Le Bouffon qui devint roi, première biographie de l’animateur, non autorisée, livre quelques clés pour comprendre l’ascension du personnage. Et des faits qui tracent la saga du Juif tunisien issu du quartier modeste des Lilas dans le 6-9, en banlieue parisienne. A 42 ans, Hanouna tient sa revanche sur cette télé française qui lui a si longtemps résisté au fil d’une carrière émaillée d’échecs. Comme alignée sur son enfance de cancre dont le seul succès était d’amuser ses camarades de classe grâce, déjà, à son culot, ses pitreries et son énergie d’hyperactif. Il n’a cessé d’abattre cette carte de rigolo pour forcer la porte de la télé, son rêve d’enfant. Biberonné depuis ses 8 ans au petit écran, il se projette en Christophe Dechavanne. Mais Ange, son père, médecin, et Esther, sa mère, commerçante, veulent que leur turbulent petit Cyril suive l’exemple de sa soeur aînée, Yaël, une tête. Le cadet aura son bac, étudiera la gestion et la comptabilité, mais rien n’y fera !

Prêt à vraiment tout

Hanouna, l'homme qui n'aimait que ses fans
© KAMIL ZIHNIOGLU/ISOPIX

Hanouna préfère, en octobre 1997, devenir stagiaire quasi bénévole de Comédie !, chaîne naissante. S’il attire la sympathie de certains, bien d’autres se méfient de cet  » agité  » dévoré par la soif de passer à la télé. Après deux ans d’un travail de l’ombre, il intègre l’antenne de La grosse émission, le show de la chaîne. Il y montre son tempérament prêt à tout pour se faire remarquer, avec comme  » apothéose  » son irruption complètement nu sur le plateau en juin 2002, puis dans la rue et chez les commerçants voisins. Recruté ensuite pour piloter le Morning de M6 – échec qui amorcera sa plus cuisante descente aux enfers -, il va jusqu’à boire à l’antenne un verre de l’urine de sa coanimatrice ! Repêché chroniqueur de Qu’est-ce qui se passe quand ? , show de France 2, on le retrouve pantalon sur les chevilles, lisant son journal, en train de faire ses besoins sur le stand WC d’un grand magasin…

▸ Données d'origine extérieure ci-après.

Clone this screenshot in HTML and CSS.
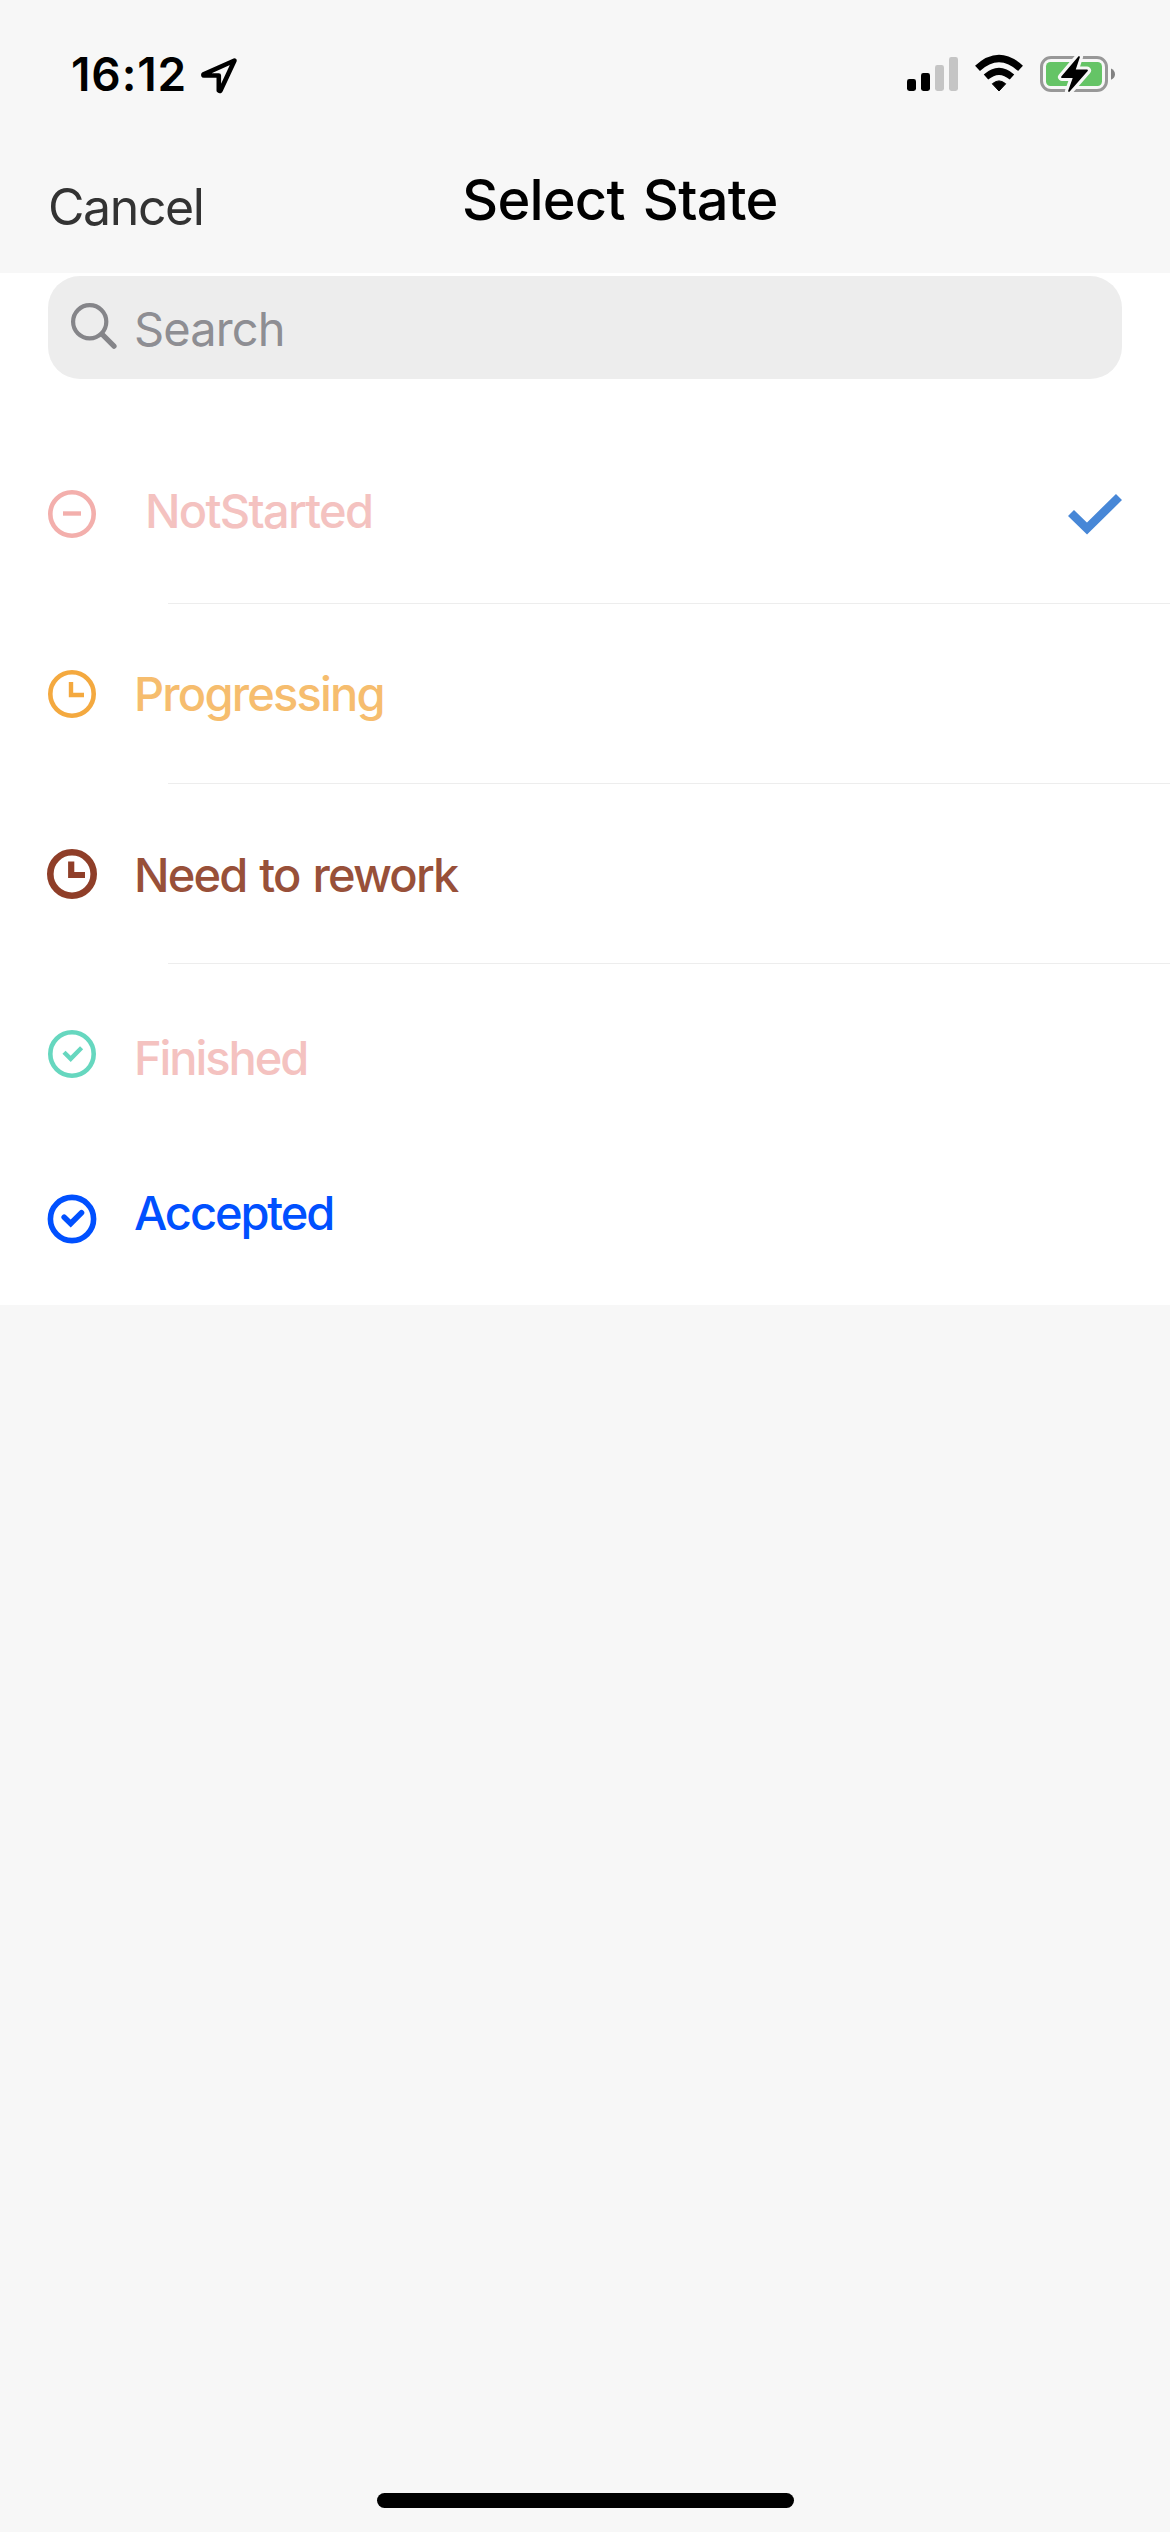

Ses frasques et ses échecs répétés classent déjà Hanouna, à 28 ans, dans la case  » loser  » ascendant  » has been « . Blacklisté en télé, la radio, où il excelle, le remet en selle sur Rire et chansons. Il en booste l’audience au point d’inquiéter les autres stations. Dont RTL radio qui dégaine… une belle proposition : la coanimation avec Jean-Pierre Foucault d’un nouveau jeu, La bonne touche. Hanouna accepte et sort du purgatoire. Il renoue avec la télé par la petite porte que lui ouvre D8, nouvelle chaîne TNT financée par la famille Bolloré… Son avenir doré est lancé. Notamment comme producteur, via sa société H20 productions montée en partenariat avec Havas productions dirigée par les mêmes Bolloré.

Il prend aussi pied sur France 3 et France 4 avec des bonheurs divers (Hanouna Plage, Pliés en 4) et deux râteaux mémorables : La porte ouverte à tous les étages, sorte de Académie des 9 modernisée, suivi du remake du jeu musical Fa Si La chanter… Ces deux nouveaux fiascos ravivent dans les directions télés un catégorique :  » Hanouna ! ? Ah, non, non ! !  » A trop se disperser, l’animateur a brouillé son image. Ce constat est un déclic. Il décide de ne plus miser que sur son  » naturel décomplexé  » et typé.

TPMP, la vengance

Capable de tout pour percer l'écran... Ici, en 2004, dans une émission de Michel Drucker.
Capable de tout pour percer l’écran… Ici, en 2004, dans une émission de Michel Drucker. © GUILLAUME GAFFIOT/REPORTERS

Ce nouveau cap va se concrétiser en un concept de son cru qui tient en un titre : Touche pas à mon poste. Sous sa houlette d’addict du petit écran, des chroniqueurs débattent des programmes et des gens de télés. France 4 lance le talk-show le 1er avril 2010. Après un an, l’audience taquine le demi-million de téléspectateurs. En octobre 2012, D8 récupère le bébé joufflu en offrant à papa Hanouna un joli trousseau : 20 millions d’euros de budget annuel (quatre fois plus que sur France 4), un rythme quotidien, une liberté quasi totale… Hanouna ne touche plus terre et n’a plus qu’une obsession : doper l’audience de son TPMP sur lequel repose 40 % des revenus pub de la chaîne D8. Il a carte blanche pour cartonner la concurrence.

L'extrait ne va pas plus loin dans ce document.